There seemed to be a misunderstanding with a DOB Commissioner, Rick Chandler, during the discussion — and Councilmember Johnson had to clear up that the Hopper-Gibbons House was indeed a landmarked building and was illegally altered.

De Blasio asked Chandler if there were any enforcement options still available with which to go after the owner, and Chandler said he would have an answer to Johnson by Thursday.

Chandler was put back in the hot seat later in the town hall when asked about bad actor landlords who misrepresent the status of their buildings to obtain demolition permits to scare off rent-regulated tenants, which in some cases can be a felony. Many people in Chelsea and Hell’s Kitchen believe the DOB has failed to properly enforce its rules in the neighborhood.

Chandler said he would “love nothing more than to get an owner on a felony if I could,” and that he was working to remedy loopholes in DOB permit applications that could allow landlords to misrepresent their buildings.

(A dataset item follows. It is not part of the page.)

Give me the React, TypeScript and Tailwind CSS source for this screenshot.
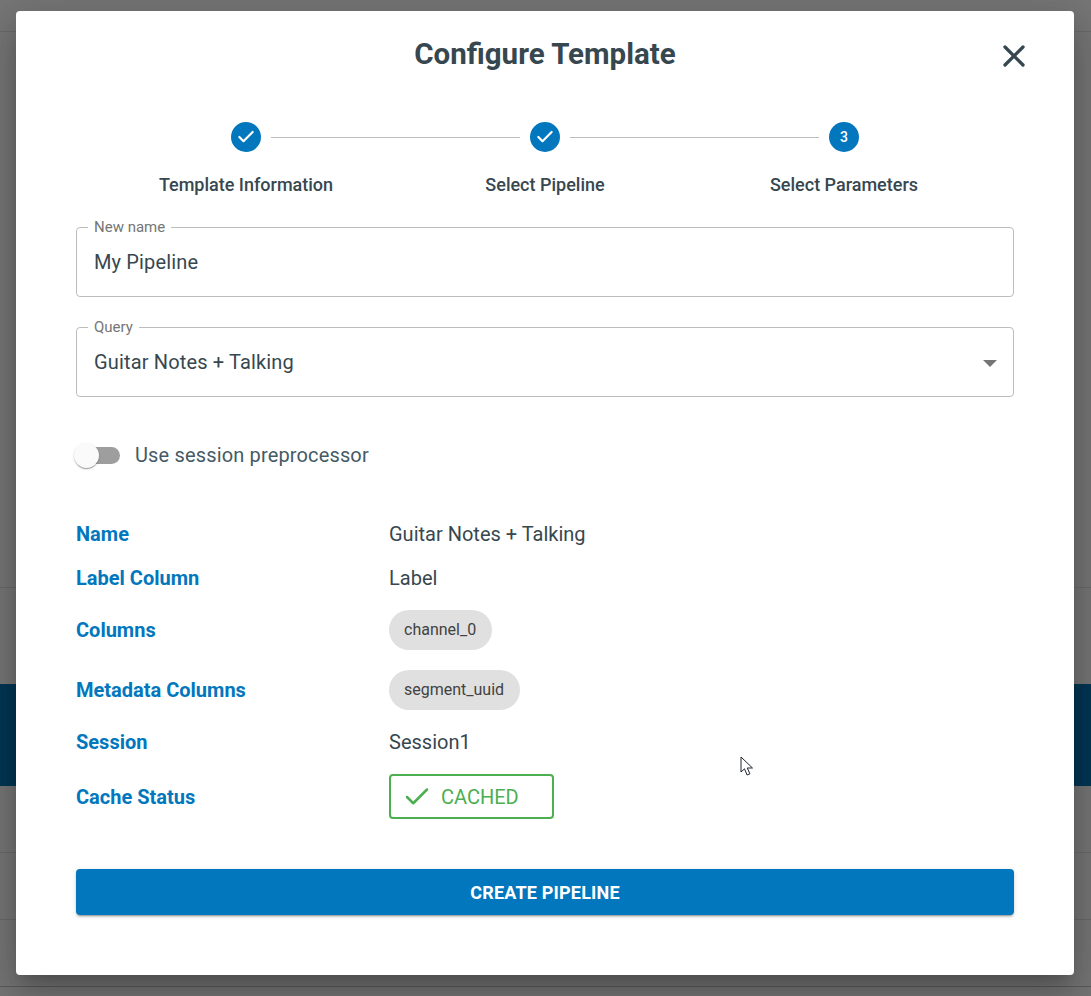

De Blasio added that his administration was hiring more inspectors to help enforce rules.

Mayor Bill de Blasio answered dozens of questions during a March 15 town hall. Photo by Ed Reed, Mayoral Photo Office.
Mayor Bill de Blasio answered dozens of questions during a March 15 town hall. Photo by Ed Reed, Mayoral Photo Office.

Bad actors came up again at the end of the town hall, in reference to a number of addresses CB4 shared with the city that concern them. Chandler mentioned some Stop Work Orders, although de Blasio pushed for a more straightforward answer.

“Let’s be tight — it [work] stays frozen until there is a resolution that we believe is the proper resolution,” de Blasio told Chandler.